Given task:
Give every line of the material again, exactly as written.

Dataset content:
● ● ● ● ●

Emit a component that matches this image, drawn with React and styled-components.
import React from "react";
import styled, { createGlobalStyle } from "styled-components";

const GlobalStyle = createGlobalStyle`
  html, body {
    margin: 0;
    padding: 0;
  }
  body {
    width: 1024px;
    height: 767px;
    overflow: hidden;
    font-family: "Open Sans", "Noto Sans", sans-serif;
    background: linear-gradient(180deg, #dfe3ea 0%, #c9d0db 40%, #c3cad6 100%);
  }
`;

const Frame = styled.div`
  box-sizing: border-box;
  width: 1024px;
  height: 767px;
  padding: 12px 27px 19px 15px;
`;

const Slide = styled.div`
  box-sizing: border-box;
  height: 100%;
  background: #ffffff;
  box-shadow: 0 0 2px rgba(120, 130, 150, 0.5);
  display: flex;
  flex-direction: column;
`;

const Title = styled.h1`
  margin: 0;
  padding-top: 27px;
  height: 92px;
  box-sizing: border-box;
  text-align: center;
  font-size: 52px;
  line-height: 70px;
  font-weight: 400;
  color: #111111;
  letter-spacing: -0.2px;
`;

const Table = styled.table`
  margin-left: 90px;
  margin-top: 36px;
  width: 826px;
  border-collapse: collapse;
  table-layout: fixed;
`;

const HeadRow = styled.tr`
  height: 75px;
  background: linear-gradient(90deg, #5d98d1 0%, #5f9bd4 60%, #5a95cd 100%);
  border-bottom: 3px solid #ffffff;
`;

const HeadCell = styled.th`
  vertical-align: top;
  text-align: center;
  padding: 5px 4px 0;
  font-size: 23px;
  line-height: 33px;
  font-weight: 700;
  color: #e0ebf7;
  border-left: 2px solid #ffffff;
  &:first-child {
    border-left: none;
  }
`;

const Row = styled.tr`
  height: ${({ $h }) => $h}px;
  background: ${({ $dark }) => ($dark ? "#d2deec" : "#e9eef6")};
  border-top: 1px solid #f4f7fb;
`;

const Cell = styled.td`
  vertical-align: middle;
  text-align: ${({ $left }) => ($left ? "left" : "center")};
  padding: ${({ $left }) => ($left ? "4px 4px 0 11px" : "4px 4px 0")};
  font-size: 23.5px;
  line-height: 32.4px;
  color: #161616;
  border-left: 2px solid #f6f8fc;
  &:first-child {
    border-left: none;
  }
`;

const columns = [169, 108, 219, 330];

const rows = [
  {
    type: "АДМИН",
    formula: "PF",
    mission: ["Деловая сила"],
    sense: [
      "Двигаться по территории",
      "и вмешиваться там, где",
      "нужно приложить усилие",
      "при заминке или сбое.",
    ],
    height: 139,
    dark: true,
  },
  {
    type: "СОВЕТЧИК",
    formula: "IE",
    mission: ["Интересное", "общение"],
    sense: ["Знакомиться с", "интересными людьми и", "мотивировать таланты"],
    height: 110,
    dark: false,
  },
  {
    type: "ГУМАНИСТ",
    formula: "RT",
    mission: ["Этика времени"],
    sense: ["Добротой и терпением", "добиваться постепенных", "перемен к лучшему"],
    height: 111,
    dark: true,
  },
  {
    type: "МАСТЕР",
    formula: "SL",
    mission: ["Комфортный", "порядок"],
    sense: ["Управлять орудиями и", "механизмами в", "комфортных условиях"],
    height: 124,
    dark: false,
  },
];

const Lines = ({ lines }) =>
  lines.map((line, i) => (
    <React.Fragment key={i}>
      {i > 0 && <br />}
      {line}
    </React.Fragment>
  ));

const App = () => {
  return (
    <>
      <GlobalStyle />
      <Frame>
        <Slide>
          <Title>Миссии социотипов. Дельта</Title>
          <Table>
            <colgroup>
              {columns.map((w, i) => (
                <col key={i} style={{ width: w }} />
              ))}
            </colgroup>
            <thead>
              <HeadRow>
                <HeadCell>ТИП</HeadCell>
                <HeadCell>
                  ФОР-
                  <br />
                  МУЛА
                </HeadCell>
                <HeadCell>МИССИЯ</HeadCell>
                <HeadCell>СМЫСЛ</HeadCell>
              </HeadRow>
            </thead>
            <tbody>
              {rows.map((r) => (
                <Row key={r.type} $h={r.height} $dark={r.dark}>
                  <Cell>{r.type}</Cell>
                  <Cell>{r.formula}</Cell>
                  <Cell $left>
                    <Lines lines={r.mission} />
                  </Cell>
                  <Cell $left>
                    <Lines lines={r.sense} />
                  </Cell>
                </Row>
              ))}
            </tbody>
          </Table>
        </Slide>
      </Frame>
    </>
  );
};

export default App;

● ● ● ● ●

Exercise answer:
Emit a component that matches this image, drawn with React and styled-components.
import React from "react";
import styled, { createGlobalStyle } from "styled-components";

const GlobalStyle = createGlobalStyle`
  html, body {
    margin: 0;
    padding: 0;
  }
  body {
    width: 1024px;
    height: 767px;
    overflow: hidden;
    font-family: "Open Sans", "Noto Sans", sans-serif;
    background: linear-gradient(180deg, #dfe3ea 0%, #c9d0db 40%, #c3cad6 100%);
  }
`;

const Frame = styled.div`
  box-sizing: border-box;
  width: 1024px;
  height: 767px;
  padding: 12px 27px 19px 15px;
`;

const Slide = styled.div`
  box-sizing: border-box;
  height: 100%;
  background: #ffffff;
  box-shadow: 0 0 2px rgba(120, 130, 150, 0.5);
  display: flex;
  flex-direction: column;
`;

const Title = styled.h1`
  margin: 0;
  padding-top: 27px;
  height: 92px;
  box-sizing: border-box;
  text-align: center;
  font-size: 52px;
  line-height: 70px;
  font-weight: 400;
  color: #111111;
  letter-spacing: -0.2px;
`;

const Table = styled.table`
  margin-left: 90px;
  margin-top: 36px;
  width: 826px;
  border-collapse: collapse;
  table-layout: fixed;
`;

const HeadRow = styled.tr`
  height: 75px;
  background: linear-gradient(90deg, #5d98d1 0%, #5f9bd4 60%, #5a95cd 100%);
  border-bottom: 3px solid #ffffff;
`;

const HeadCell = styled.th`
  vertical-align: top;
  text-align: center;
  padding: 5px 4px 0;
  font-size: 23px;
  line-height: 33px;
  font-weight: 700;
  color: #e0ebf7;
  border-left: 2px solid #ffffff;
  &:first-child {
    border-left: none;
  }
`;

const Row = styled.tr`
  height: ${({ $h }) => $h}px;
  background: ${({ $dark }) => ($dark ? "#d2deec" : "#e9eef6")};
  border-top: 1px solid #f4f7fb;
`;

const Cell = styled.td`
  vertical-align: middle;
  text-align: ${({ $left }) => ($left ? "left" : "center")};
  padding: ${({ $left }) => ($left ? "4px 4px 0 11px" : "4px 4px 0")};
  font-size: 23.5px;
  line-height: 32.4px;
  color: #161616;
  border-left: 2px solid #f6f8fc;
  &:first-child {
    border-left: none;
  }
`;

const columns = [169, 108, 219, 330];

const rows = [
  {
    type: "АДМИН",
    formula: "PF",
    mission: ["Деловая сила"],
    sense: [
      "Двигаться по территории",
      "и вмешиваться там, где",
      "нужно приложить усилие",
      "при заминке или сбое.",
    ],
    height: 139,
    dark: true,
  },
  {
    type: "СОВЕТЧИК",
    formula: "IE",
    mission: ["Интересное", "общение"],
    sense: ["Знакомиться с", "интересными людьми и", "мотивировать таланты"],
    height: 110,
    dark: false,
  },
  {
    type: "ГУМАНИСТ",
    formula: "RT",
    mission: ["Этика времени"],
    sense: ["Добротой и терпением", "добиваться постепенных", "перемен к лучшему"],
    height: 111,
    dark: true,
  },
  {
    type: "МАСТЕР",
    formula: "SL",
    mission: ["Комфортный", "порядок"],
    sense: ["Управлять орудиями и", "механизмами в", "комфортных условиях"],
    height: 124,
    dark: false,
  },
];

const Lines = ({ lines }) =>
  lines.map((line, i) => (
    <React.Fragment key={i}>
      {i > 0 && <br />}
      {line}
    </React.Fragment>
  ));

const App = () => {
  return (
    <>
      <GlobalStyle />
      <Frame>
        <Slide>
          <Title>Миссии социотипов. Дельта</Title>
          <Table>
            <colgroup>
              {columns.map((w, i) => (
                <col key={i} style={{ width: w }} />
              ))}
            </colgroup>
            <thead>
              <HeadRow>
                <HeadCell>ТИП</HeadCell>
                <HeadCell>
                  ФОР-
                  <br />
                  МУЛА
                </HeadCell>
                <HeadCell>МИССИЯ</HeadCell>
                <HeadCell>СМЫСЛ</HeadCell>
              </HeadRow>
            </thead>
            <tbody>
              {rows.map((r) => (
                <Row key={r.type} $h={r.height} $dark={r.dark}>
                  <Cell>{r.type}</Cell>
                  <Cell>{r.formula}</Cell>
                  <Cell $left>
                    <Lines lines={r.mission} />
                  </Cell>
                  <Cell $left>
                    <Lines lines={r.sense} />
                  </Cell>
                </Row>
              ))}
            </tbody>
          </Table>
        </Slide>
      </Frame>
    </>
  );
};

export default App;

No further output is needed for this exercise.